An announcement at this year’s conference highlighted the fact that, 23 years after the death of its leader, the movement continues to grow exponentially. Last month, Uganda became the 100th country to have a Chabad center, adding to the 3,500 Chabad institutions around the globe. Including the Chabad.org website, these institutions reach millions of Jews every year.

Chabad-Lubavich describes itself as the largest Jewish organization in the world, and leading experts on Jewish communal life agree with that assessment.

“Nobody else comes close,” says Mark Rosen, an expert on Jewish institutions and a professor at Brandeis University’s Hornstein Jewish Professional Leadership Program, who recently completed a study of Chabad’s campus programs.

What’s behind Chabad’s growth? A major factor could be the preservation and dissemination of countless videos and recordings of the Rebbe’s sermons, as well as dozens of his Torah commentaries and 32 volumes containing a sampling of the hundreds of thousands of letters he wrote in response to a constant stream of questions.

“It’s the first repository of a great Torah teacher’s wisdom to be kept alive by technology,” says Chabad spokesman Rabbi Motti Seligson. “So the Rebbe continues to teach us years after his passing.”

Another widely recognized ingredient in the movement’s secret sauce is the personal dedication of the rabbinical emissaries, who move their families into remote corners of the world like India, Laos and Siberia in order to serve Jews wherever they are.

“For them, it’s not a job—it’s a mission,” Rosen tells JNS.org. “They’re not angling for a promotion and they don’t go home at five o’clock. Instead they’ve made a lifelong commitment to spread Judaism to every Jew, wherever they’re needed, so they can accomplish a lot.”

Chabad “loves and accepts every Jew wherever they are with no judging,” Rosen adds. “Their goal is to not to get you to be just like them, but to help you take the next step in being Jewish, whatever that looks for you. That brings people who would otherwise never be attracted to Orthodox Judaism to Chabad.”

The Rebbe still inspires this group of 4,700 emissary families around the world.

“It’s an ongoing relationship,” says Rosen. “Gone for more than 20 years, his teachings still guide them.”
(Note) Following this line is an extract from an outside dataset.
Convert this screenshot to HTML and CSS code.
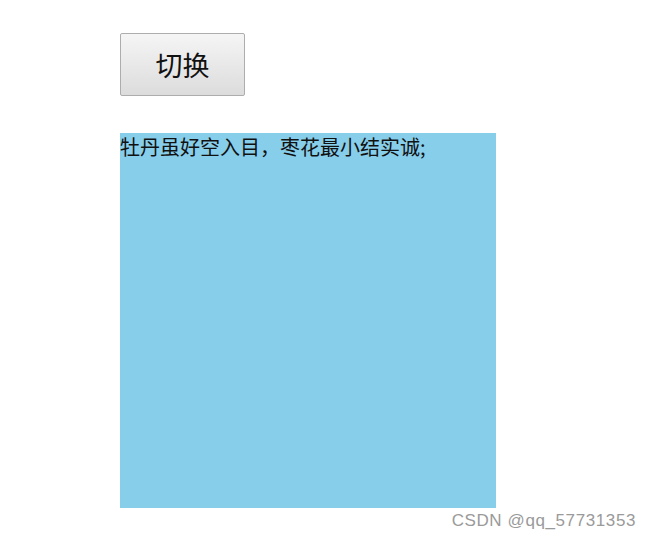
FILE: index.html
```html
<!DOCTYPE html>
<html lang="zh">
<head>
  <meta charset="UTF-8" />
  <meta name="viewport" content="width=device-width, initial-scale=1.0" />
  <title>切换</title>
  <link rel="stylesheet" href="styles.css">
</head>
<body>
  <div class="page">
    <button class="switch-btn">切换</button>
    <div class="poem-box">牡丹虽好空入目，枣花最小结实诚;</div>
  </div>
  <div class="watermark">CSDN @qq_57731353</div>
</body>
</html>
```

FILE: styles.css
```css
body {
  margin: 0;
  background: #fff;
  font-family: "Noto Sans CJK SC", "Liberation Sans", sans-serif;
}

.page {
  padding: 33px 0 0 120px;
  display: flex;
  flex-direction: column;
  align-items: flex-start;
  gap: 37px;
}

.switch-btn {
  width: 125px;
  height: 63px;
  padding: 0;
  font-family: "Noto Sans CJK SC", sans-serif;
  font-size: 27px;
  color: #111;
  background: linear-gradient(#f5f5f5, #dcdcdc);
  border: 1px solid #adadad;
  border-radius: 2px;
}

.poem-box {
  width: 376px;
  height: 375px;
  background: #87ceeb;
  color: #111;
  font-size: 20px;
  line-height: 28px;
}

.watermark {
  position: absolute;
  right: 15px;
  top: 511px;
  font-family: "Liberation Sans", sans-serif;
  font-size: 17px;
  letter-spacing: 0.6px;
  color: #9a9a9a;
}
```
“The Rebbe had a dream that no Jew should be left behind. This gathering makes it clear that we are living the Rebbe’s dream,” says Wolvovsky.

Insiders and outsiders alike point to a third ingredient in Chabad’s formula: the effective transference of the passion to spread Jewish life to the next generation. The Nov. 19 Kinus event included a junior emissary program for 1,100 youths ages 8-14.

“Everyone was excited and energetic. We were all happy to be there. This is something we wait for the whole year. There is a lot of cheering and singing. we were very enthusiastic about being together,” says Wolvovsky’s son,10-year-old Mendel, who accompanied him to the Kinus.

“We got a tour of the Lubavitcher headquarters. We had Shabbat meals together and we had time to socialize with our friends that we only see once a year. At the kinus, we went to an indoor amuzement park and took a picture of all the Rabbi Juniors. The picture had hundreds of children from all parts of the world.”

“I loved meeting new friends and seeing the friends that I already knew. I also enjoyed seeing all the different shluchim from many different countries and communities,” he adds.

Attending the Kinus children’s program for “Young Shluchim” was Moshe Kantor, age 9, who attended with his father, Rabbi Yehuda Kantor of Westport.

Rabbi Yosef Kantor, who along with his wife Nechama runs Chabad centers in Thailand, says, “At the Kinus, I was able to tell younger rabbis that the impact they have on every Jew they meet isn’t quantifiable, but it’s there.”

In Thailand, the Kantors have served more than 100,000 meals, many of them to backpacking post-army Israelis who stop by for kosher food and a warm Jewish welcome.

“The Rebbe taught us that it’s not about having followers, but about bringing out the leadership in others,” Rabbi Kantor says.

At a time when Jews are becoming less connected with formal Jewish organizations, according to the Pew Research Center’s much-discussed “Portrait of Jewish Americans” survey of 2013, why haven’t other institutions implemented the Chabad playbook?

Chabad’s model “cannot be replicated since you can’t do it if you don’t live it,” says Brandeis’s Rosen, who shares the insight of a fellow scholar from that university, Jonathan Sarna, that “no one would have predicted the greatest force in 21st-century Jewish life would be an Orthodox movement like Chabad.”

“It defies logic,” Rosen says of Chabad’s ascent. “So there must be some deeper truth that’s escaping our understanding and that our social science skills don’t quite encompass.”

CAP: Parallel to the adult “Kinus,” a special “Young Shluchim” program was held for the “Young Shluchim,” such as Mendel Wolvovsky, age 10, who attended with his father, Rabbi Yosef Wolvovsky of Glastonbury.